• _Task objective_
Can you print the data exactly and leave out each image?
=== Dataset excerpt ===
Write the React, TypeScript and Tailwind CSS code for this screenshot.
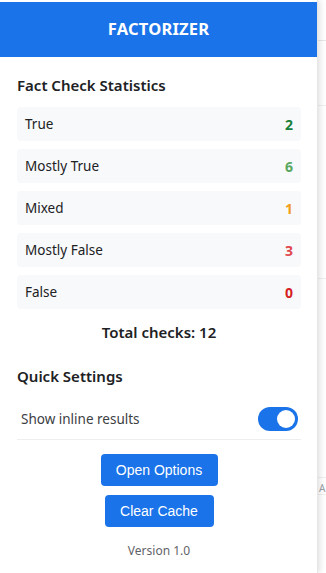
import React from "react";

const rows = [
  { label: "True", value: "2", color: "text-[#188038]" },
  { label: "Mostly True", value: "6", color: "text-[#5aa85f]" },
  { label: "Mixed", value: "1", color: "text-[#f29d1a]" },
  { label: "Mostly False", value: "3", color: "text-[#e0474c]" },
  { label: "False", value: "0", color: "text-[#d61f1f]" },
];

export default function App() {
  return (
    <div className="flex w-[326px] h-[573px] bg-white overflow-hidden" style={{ fontFamily: '"Noto Sans", "Open Sans", sans-serif' }}>
      <div className="relative z-10 w-[318px] shrink-0 bg-white shadow-[2px_0_6px_rgba(0,0,0,0.12)] border-r border-[#e6e6e6] flex flex-col">
        <div className="h-[2px] bg-white" />
        <div className="h-[55px] bg-[#1a73e8] flex items-center justify-center">
          <span className="text-white font-bold text-[16.5px] tracking-[0.2px]">FACTORIZER</span>
        </div>
        <div className="px-[17px] flex flex-col">
          <div className="mt-[17px] text-[15px] font-semibold text-[#202124] leading-[22px]">Fact Check Statistics</div>
          <div className="mt-[11px] flex flex-col gap-[8px] w-[284px]">
            {rows.map((r) => (
              <div key={r.label} className="h-[34px] rounded-[4px] bg-[#f8f9fa] flex items-center justify-between px-[8px]">
                <span className="text-[13.5px] text-[#202124]">{r.label}</span>
                <span className={"text-[14px] font-bold " + r.color}>{r.value}</span>
              </div>
            ))}
          </div>
          <div className="mt-[12px] w-[284px] text-center text-[15px] font-semibold text-[#202124] leading-[22px]">Total checks: 12</div>
          <div className="mt-[22px] text-[15px] font-semibold text-[#202124] leading-[22px]">Quick Settings</div>
          <div className="mt-[14px] w-[284px] flex items-center justify-between pl-[4px] pr-[3px] pt-[6px] pb-[8px] border-b border-[#eeeeee]">
            <span className="text-[13.5px] text-[#3c4043] leading-[24px]">Show inline results</span>
            <div className="w-[40px] h-[24px] rounded-full bg-[#1a73e8] flex items-center justify-end pr-[3px]">
              <div className="w-[18px] h-[18px] rounded-full bg-white" />
            </div>
          </div>
          <div className="w-[284px] flex flex-col items-center mt-[14px] gap-[9px]" style={{ fontFamily: '"Liberation Sans", Arial, sans-serif' }}>
            <button className="h-[32px] w-[117px] rounded-[4px] bg-[#1a73e8] text-white text-[14px]">Open Options</button>
            <button className="h-[32px] w-[109px] rounded-[4px] bg-[#1a73e8] text-white text-[14px]">Clear Cache</button>
          </div>
          <div className="w-[284px] text-center mt-[16px] text-[12px] leading-[16px] text-[#5f6368]">Version 1.0</div>
        </div>
      </div>
      <div className="flex-1 relative bg-white">
        <div className="absolute left-0 right-0 top-[40px] h-px bg-[#e8e8e8]" />
        <div className="absolute left-0 right-0 top-[105px] h-px bg-[#efefef]" />
        <div className="absolute left-0 right-0 top-[278px] h-px bg-[#efefef]" />
        <div className="absolute left-0 right-0 top-[477px] h-px bg-[#efefef]" />
        <div className="absolute left-[1px] top-[481px] text-[10px] text-[#9aa0a6]">A</div>
        <div className="absolute left-0 right-0 top-[494px] h-px bg-[#efefef]" />
      </div>
    </div>
  );
}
===
• _Solution for this exercise_
Write the React, TypeScript and Tailwind CSS code for this screenshot.
import React from "react";

const rows = [
  { label: "True", value: "2", color: "text-[#188038]" },
  { label: "Mostly True", value: "6", color: "text-[#5aa85f]" },
  { label: "Mixed", value: "1", color: "text-[#f29d1a]" },
  { label: "Mostly False", value: "3", color: "text-[#e0474c]" },
  { label: "False", value: "0", color: "text-[#d61f1f]" },
];

export default function App() {
  return (
    <div className="flex w-[326px] h-[573px] bg-white overflow-hidden" style={{ fontFamily: '"Noto Sans", "Open Sans", sans-serif' }}>
      <div className="relative z-10 w-[318px] shrink-0 bg-white shadow-[2px_0_6px_rgba(0,0,0,0.12)] border-r border-[#e6e6e6] flex flex-col">
        <div className="h-[2px] bg-white" />
        <div className="h-[55px] bg-[#1a73e8] flex items-center justify-center">
          <span className="text-white font-bold text-[16.5px] tracking-[0.2px]">FACTORIZER</span>
        </div>
        <div className="px-[17px] flex flex-col">
          <div className="mt-[17px] text-[15px] font-semibold text-[#202124] leading-[22px]">Fact Check Statistics</div>
          <div className="mt-[11px] flex flex-col gap-[8px] w-[284px]">
            {rows.map((r) => (
              <div key={r.label} className="h-[34px] rounded-[4px] bg-[#f8f9fa] flex items-center justify-between px-[8px]">
                <span className="text-[13.5px] text-[#202124]">{r.label}</span>
                <span className={"text-[14px] font-bold " + r.color}>{r.value}</span>
              </div>
            ))}
          </div>
          <div className="mt-[12px] w-[284px] text-center text-[15px] font-semibold text-[#202124] leading-[22px]">Total checks: 12</div>
          <div className="mt-[22px] text-[15px] font-semibold text-[#202124] leading-[22px]">Quick Settings</div>
          <div className="mt-[14px] w-[284px] flex items-center justify-between pl-[4px] pr-[3px] pt-[6px] pb-[8px] border-b border-[#eeeeee]">
            <span className="text-[13.5px] text-[#3c4043] leading-[24px]">Show inline results</span>
            <div className="w-[40px] h-[24px] rounded-full bg-[#1a73e8] flex items-center justify-end pr-[3px]">
              <div className="w-[18px] h-[18px] rounded-full bg-white" />
            </div>
          </div>
          <div className="w-[284px] flex flex-col items-center mt-[14px] gap-[9px]" style={{ fontFamily: '"Liberation Sans", Arial, sans-serif' }}>
            <button className="h-[32px] w-[117px] rounded-[4px] bg-[#1a73e8] text-white text-[14px]">Open Options</button>
            <button className="h-[32px] w-[109px] rounded-[4px] bg-[#1a73e8] text-white text-[14px]">Clear Cache</button>
          </div>
          <div className="w-[284px] text-center mt-[16px] text-[12px] leading-[16px] text-[#5f6368]">Version 1.0</div>
        </div>
      </div>
      <div className="flex-1 relative bg-white">
        <div className="absolute left-0 right-0 top-[40px] h-px bg-[#e8e8e8]" />
        <div className="absolute left-0 right-0 top-[105px] h-px bg-[#efefef]" />
        <div className="absolute left-0 right-0 top-[278px] h-px bg-[#efefef]" />
        <div className="absolute left-0 right-0 top-[477px] h-px bg-[#efefef]" />
        <div className="absolute left-[1px] top-[481px] text-[10px] text-[#9aa0a6]">A</div>
        <div className="absolute left-0 right-0 top-[494px] h-px bg-[#efefef]" />
      </div>
    </div>
  );
}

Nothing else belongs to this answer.